If you are considering a low-cost, yet, reliable solution to host and maintain your applications, and you have system admin-type knowledge, you can successfully setup a KVM bare-metal CentOS 8 installation that has a fully activated Windows 7 Professional guest operating system to host the system on, but then still have a hypervisor to optimally run Linux as well.
What many people might not realize is that the Windows CoA/sticker license key on their legacy OEM hardware actually activates as a VM guest in KVM bare-metal situations. This means potential benefits for many people who would like to host and control their own software on a current hypervisor and still run their Microsoft Windows OS.
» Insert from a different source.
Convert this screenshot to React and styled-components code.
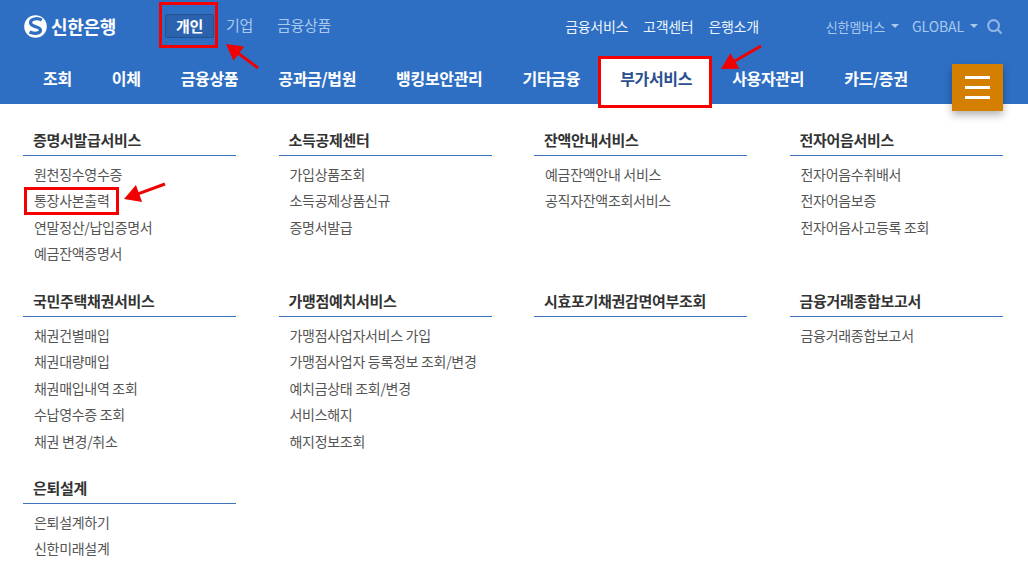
import React from "react";
import styled, { createGlobalStyle } from "styled-components";

const FONT = `"Noto Sans CJK KR", "Noto Sans", sans-serif`;

const GlobalStyle = createGlobalStyle`
  html, body {
    margin: 0;
    padding: 0;
    background: #fff;
    font-family: ${FONT};
  }
`;

const Page = styled.div`
  position: relative;
  width: 1028px;
  height: 579px;
  overflow: hidden;
`;

const Header = styled.header`
  height: 104px;
  background: #2e6fc4;
  display: flex;
  flex-direction: column;
`;

const TopBar = styled.div`
  height: 52px;
  display: flex;
  align-items: center;
  padding: 0 26px 0 24px;
`;

const Logo = styled.div`
  display: flex;
  align-items: center;
  gap: 4px;
  width: 141px;
  color: #fff;
  font-size: 18px;
  font-weight: 700;
  letter-spacing: -0.3px;
`;

const Segments = styled.nav`
  display: flex;
  align-items: center;
`;

const Segment = styled.a`
  height: 24px;
  line-height: 22px;
  font-size: 15px;
  text-align: center;
  box-sizing: border-box;
  letter-spacing: -0.3px;
  padding: 0 ${(p) => (p.$active ? "10px" : "12px")};
  color: ${(p) => (p.$active ? "#fff" : "#a9c8ee")};
  font-weight: ${(p) => (p.$active ? 700 : 400)};
  background: ${(p) => (p.$active ? "#2b62ae" : "transparent")};
  border: ${(p) => (p.$active ? "1px solid #24528f" : "0")};
  border-radius: 2px;
`;

const Utility = styled.div`
  margin-left: auto;
  display: flex;
  align-items: center;
  gap: 15px;
  margin-right: 67px;
`;

const UtilityLink = styled.a`
  color: #eef4fc;
  font-size: 14px;
  letter-spacing: -0.3px;
`;

const Extra = styled.div`
  display: flex;
  align-items: center;
  gap: 9px;
`;

const ExtraLink = styled.a`
  display: flex;
  align-items: center;
  gap: 6px;
  margin-right: ${(p) => (p.$latin ? "0" : "4px")};
  color: #a9c8ee;
  font-size: ${(p) => (p.$latin ? "14px" : "13px")};
  letter-spacing: -0.1px;
  &::after {
    content: "";
    border: 4px solid transparent;
    border-top: 4px solid #a9c8ee;
    border-bottom: 0;
  }
`;

const MainNav = styled.nav`
  flex: 1;
  display: flex;
  align-items: stretch;
  padding-left: 23px;
`;

const Tab = styled.a`
  margin-top: 6px;
  padding: 8px 20px 0;
  font-size: 16px;
  font-weight: 700;
  letter-spacing: -0.32px;
  color: ${(p) => (p.$active ? "#2c4f8f" : "#fff")};
  background: ${(p) => (p.$active ? "#fff" : "transparent")};
`;

const Burger = styled.button`
  position: absolute;
  left: 952px;
  top: 64px;
  width: 51px;
  height: 47px;
  padding: 0;
  border: 0;
  background: #d57f00;
  box-shadow: 0 4px 8px rgba(0, 0, 0, 0.3);
  display: flex;
  flex-direction: column;
  align-items: center;
  justify-content: center;
  gap: 7px;
  span {
    width: 25px;
    height: 3px;
    background: #fff;
  }
`;

const Sitemap = styled.main`
  display: grid;
  grid-template-columns: repeat(4, 213px);
  column-gap: 42.5px;
  grid-template-rows: 161px 187px auto;
  padding: 24px 0 0 23px;
`;

const Group = styled.section``;

const GroupTitle = styled.h3`
  margin: 0;
  height: 27px;
  line-height: 24px;
  padding-left: 10px;
  font-size: 15px;
  font-weight: 700;
  letter-spacing: -0.3px;
  color: #333;
  border-bottom: 1px solid #3d75bd;
`;

const Items = styled.ul`
  list-style: none;
  margin: 5px 0 0;
  padding: 0 0 0 11px;
`;

const Item = styled.li`
  height: 26.4px;
  line-height: 26px;
  font-size: 14px;
  letter-spacing: -0.3px;
  color: #555;
  white-space: nowrap;
`;

const Mark = styled.div`
  position: absolute;
  box-sizing: border-box;
  left: ${(p) => p.$x}px;
  top: ${(p) => p.$y}px;
  width: ${(p) => p.$w}px;
  height: ${(p) => p.$h}px;
  border: 3px solid #f40000;
`;

const Overlay = styled.svg`
  position: absolute;
  left: 0;
  top: 0;
  pointer-events: none;
`;

const GROUPS = [
  ["증명서발급서비스", ["원천징수영수증", "통장사본출력", "연말정산/납입증명서", "예금잔액증명서"]],
  ["소득공제센터", ["가입상품조회", "소득공제상품신규", "증명서발급"]],
  ["잔액안내서비스", ["예금잔액안내 서비스", "공직자잔액조회서비스"]],
  ["전자어음서비스", ["전자어음수취배서", "전자어음보증", "전자어음사고등록 조회"]],
  ["국민주택채권서비스", ["채권건별매입", "채권대량매입", "채권매입내역 조회", "수납영수증 조회", "채권 변경/취소"]],
  ["가맹점예치서비스", ["가맹점사업자서비스 가입", "가맹점사업자 등록정보 조회/변경", "예치금상태 조회/변경", "서비스해지", "해지정보조회"]],
  ["시효포기채권감면여부조회", []],
  ["금융거래종합보고서", ["금융거래종합보고서"]],
  ["은퇴설계", ["은퇴설계하기", "신한미래설계"]],
];

const TABS = ["조회", "이체", "금융상품", "공과금/법원", "뱅킹보안관리", "기타금융", "부가서비스", "사용자관리", "카드/증권"];

const Arrow = ({ x1, y1, x2, y2 }) => {
  const a = Math.atan2(y2 - y1, x2 - x1);
  const pt = (d, o) => [
    x2 - d * Math.cos(a) - o * Math.sin(a),
    y2 - d * Math.sin(a) + o * Math.cos(a),
  ];
  const head = [[x2, y2], pt(16, 9), pt(16, -9)].map((p) => p.join(",")).join(" ");
  const [lx, ly] = pt(12, 0);
  return (
    <g>
      <line x1={x1} y1={y1} x2={lx} y2={ly} stroke="#f00000" strokeWidth="3" />
      <polygon points={head} fill="#f00000" />
    </g>
  );
};

export default function App() {
  return (
    <Page>
      <GlobalStyle />
      <Header>
        <TopBar>
          <Logo>
            <svg width="23" height="23" viewBox="0 0 24 24">
              <circle cx="12" cy="12" r="11.8" fill="#fff" />
              <path
                d="M18.5 5.4C14 2.6 6.6 4 6.8 8.2c.2 4.6 10.4 3.6 10.4 7.6 0 3.2-6.2 4.4-11.4 2"
                fill="none"
                stroke="#2e6fc4"
                strokeWidth="3.4"
              />
            </svg>
            신한은행
          </Logo>
          <Segments>
            <Segment $active>개인</Segment>
            <Segment>기업</Segment>
            <Segment>금융상품</Segment>
          </Segments>
          <Utility>
            <UtilityLink>금융서비스</UtilityLink>
            <UtilityLink>고객센터</UtilityLink>
            <UtilityLink>은행소개</UtilityLink>
          </Utility>
          <Extra>
            <ExtraLink>신한멤버스</ExtraLink>
            <ExtraLink $latin>GLOBAL</ExtraLink>
            <svg width="15" height="15" viewBox="0.5 0.5 16 16" fill="none" stroke="#8fb6e6" strokeWidth="2.3">
              <circle cx="7.5" cy="7.5" r="5.8" />
              <line x1="11.8" y1="11.8" x2="16" y2="16" />
            </svg>
          </Extra>
        </TopBar>
        <MainNav>
          {TABS.map((label) => (
            <Tab key={label} $active={label === "부가서비스"}>
              {label}
            </Tab>
          ))}
        </MainNav>
      </Header>
      <Burger>
        <span />
        <span />
        <span />
      </Burger>
      <Sitemap>
        {GROUPS.map(([title, items]) => (
          <Group key={title}>
            <GroupTitle>{title}</GroupTitle>
            <Items>
              {items.map((item) => (
                <Item key={item}>{item}</Item>
              ))}
            </Items>
          </Group>
        ))}
      </Sitemap>
      <Mark $x={159} $y={2} $w={59} $h={46} />
      <Mark $x={598} $y={56} $w={114} $h={52} />
      <Mark $x={24} $y={187} $w={95} $h={28} />
      <Overlay width="1028" height="579">
        <Arrow x1={258} y1={68} x2={226} y2={44} />
        <Arrow x1={761} y1={46} x2={721} y2={69} />
        <Arrow x1={165} y1={184} x2={124} y2={199} />
      </Overlay>
    </Page>
  );
}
A person and/or company could then leverage their old Windows installation key, but then also activate additional Linux-guests on the same old hardware, effectively getting the maximum business juice out of the hardware. You can do a lot with 8GB DDR2 or 16GB DDR3 using KVM and some old Intel hardware with support for hardware virtualization and a Windows Pro sticker on it. Getting business going on low-cost hardware and software can be done without issue with the correct security measures in place to offset the old OS limitations.
People who are willing to wastefully spend can take their more costly approaches that give into the internet security fears of upgrading the latest OS for security reasons, but not actually create tangible benefits for themselves after spending all of their hard earned money unnecessarily on hardware, when they could have of spent that money on personnel.
In my situation, I was not able to activate Windows 7 Professional guests in Citrix XenServer 6.5 and 7 using legitimate stickers/CoA license keys affixed to the hardware I was running on. After moving to KVM on CentOS 8 to be my hypervisor of choice, not just as a server and guest OS, I have improved hypervisor reliability and Windows guest compatibility. Now, I can focus on increasing business and getting more customers and less time worrying how I am going to have spend on licensing and hardware spending.
This article is not for everybody, but it might be beneficial to a reader who might possess IT skills who might also be thinking about their business and how they could go about reducing cost by getting the most out of their system with a KVM setup.